Bellum Alexandrinum, 20
In his rebus occupato Caesare militesque hortante remigum magnus numerus et classiariorum ex longis navibus nostris in molem se eiecit. Pars eorum studio spectandi ferebatur, pars etiam cupiditate pugnandi. Hi primum navigia hostium lapidibus ac fundis a mole repellebant ac multum proficere multitudine telorum videbantur. Sed postquam ultra eum locum ab latere eorum aperto ausi sunt egredi ex navibus Alexandrini pauci, ut sine signis certisque ordinibus, sine ratione prodierant, sic temere in navis refugere coeperunt. Quorum fuga incitati Alexandrini plures ex navibus egrediebantur nostrosque acrius perturbatos insequebantur. Simul qui in navibus longis remanserant scalas rapere navisque a terra repellere properabant, ne hostes navibus potirentur. Quibus omnibus rebus perturbati milites nostri cohortium trium quae in ponte ac prima mole constiterant, cum post se clamorem exaudirent, fugam suorum viderent, magnam vim telorum adversi sustinerent, veriti ne ab tergo circumvenirentur et discessu navium omnino reditu intercluderentur munitionem in ponte institutam reliquerunt et magno cursu incitati ad navis contenderunt. Quorum pars proximas nacta navis multitudine hominum atque onere depressa est, pars resistens et dubitans quid esset capiendum consili ab Alexandrinis interfecta est; non nulli feliciore exitu expeditas ad ancoram navis consecuti incolumes discesserunt, pauci allevatis scutis et animo ad conandum nisi ad proxima navigia adnatarunt.
Vocabulary & Commentary
These following words are key to understanding the text, if you already know them — great! — if not, make a mental note of them.
remex, ‑igis, m.a rower, oarsman
classiarius, ‑i, m. a marine
temere adv. rashly
ut…sic: (comparatively) as…so
potior, ‑itus sum, ‑iri dep. (regularly with abl.) to take possession of
magnam vim: a large number of
quorum pars: Releative pronouns are commonly used to refer backwards like this: “some (a part) of them (i.e.) Romans”.
proximas nacta navis: having reached the nearest ships. Note. nacta is nominative singular of the perfect participle of the verb nanciscor (“to reach”). Since the verb is deponent, the perfect participle is active. Nāvīs is the accusative plural here.
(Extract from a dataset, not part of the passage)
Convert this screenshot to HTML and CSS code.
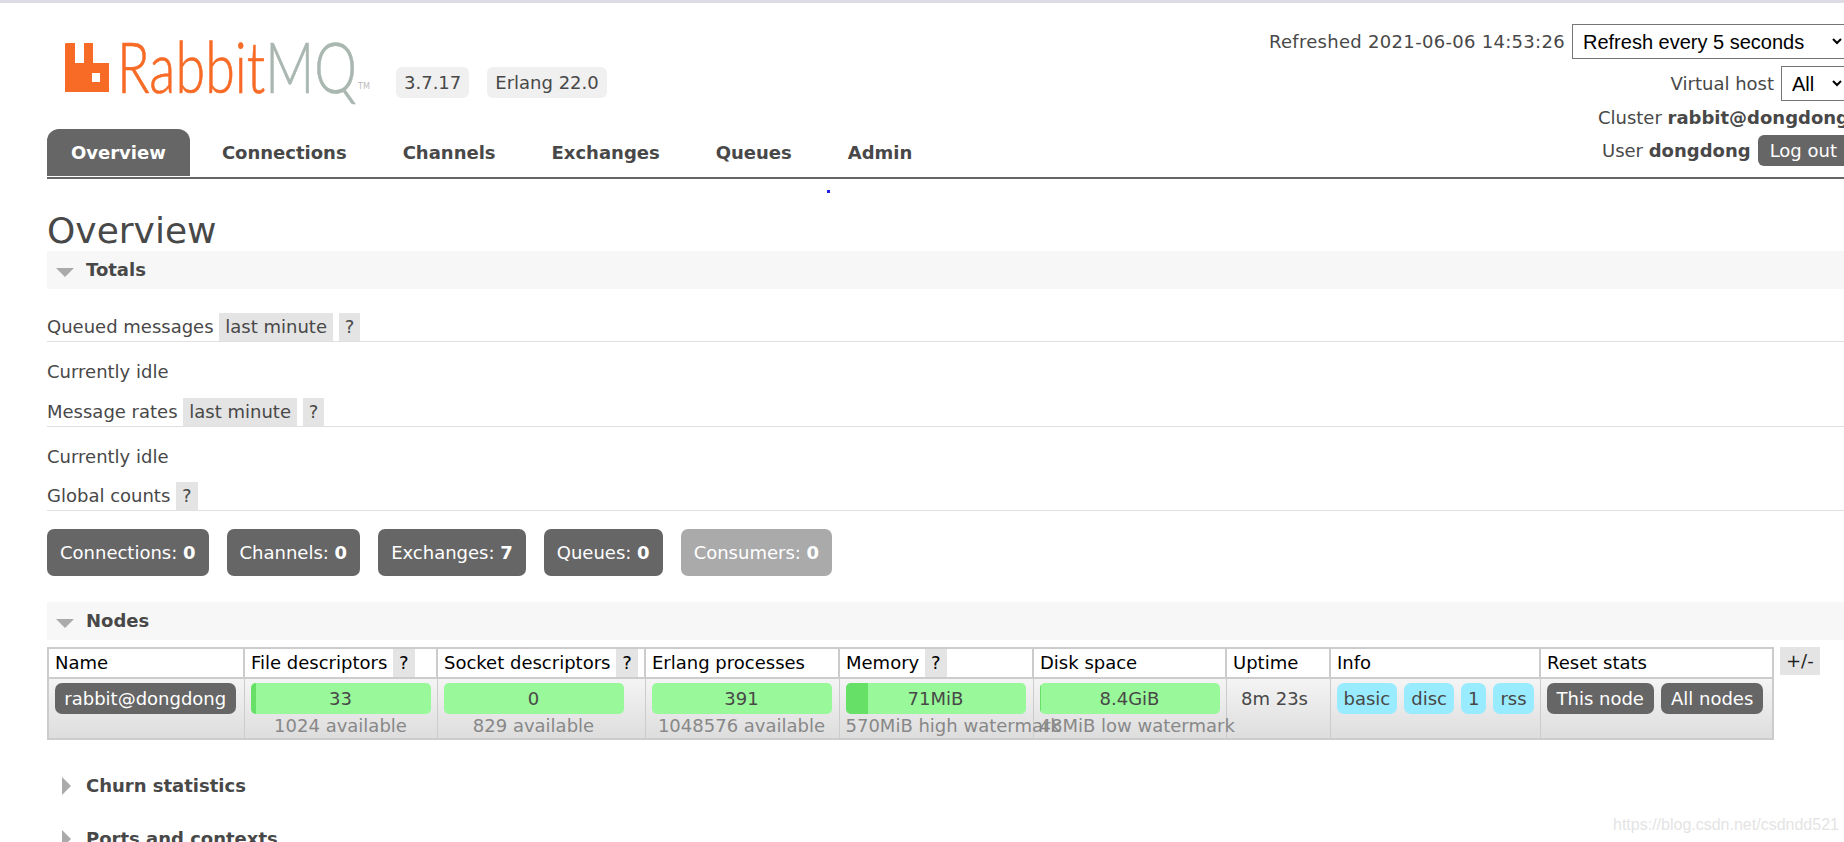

nīsī: nominative plural of perfect participle of nitor to rely on, strive
allevatis scutis: ablative absolute “having/with the shields lifted up”
English translations
Below you will find an English translation of the text.
The Alexandrian war
While Caesar was occupied with this situation, and as he was encouraging the troops, a large number of rowers and seamen left our warships and suddenly landed on the mole. Some were inspired by their anxiety to watch the fray, others also by the desire to take part in it. They began by driving back the enemy vessels from the mole with stones and slings, and it seemed that their heavy volleys of missiles were having great effect. But when a few Alexandrians ventured to disembark beyond that point, on the side of their unprotected flank, then, just as they had advanced in no set order or formation and without any particular tactics, so now they began to retire haphazardly to the ships. Encouraged by their retreat, more of the Alexandrians disembarked and pursued our flustered men more hotly. At the same time those who had stayed aboard the warships made haste to seize the gang-planks and ease the ships away from land, to prevent the enemy from gaining possession of them. All this thoroughly alarmed our troops of the three cohorts which had taken post on the bridge and the tip of the mole; and as they heard the clamour behind them, and saw the retreat of their comrades, and sustained a heavy frontal barrage of missiles, they feared they might be surrounded in rear and have their retreat entirely cut off by the departure of their ships; and so they abandoned the entrenchment they had begun at the bridge, and doubled frantically to the ships. Some of them gained the nearest ships, only to be capsized by the weight of so many men; some were killed by the Alexandrians as they put up a forlorn and bewildered resistance; some proved luckier in reaching ships at anchor cleared for action, and so got away safely; and a few, holding their shields above them and steeling their resolution to the task, swam off to ships near by.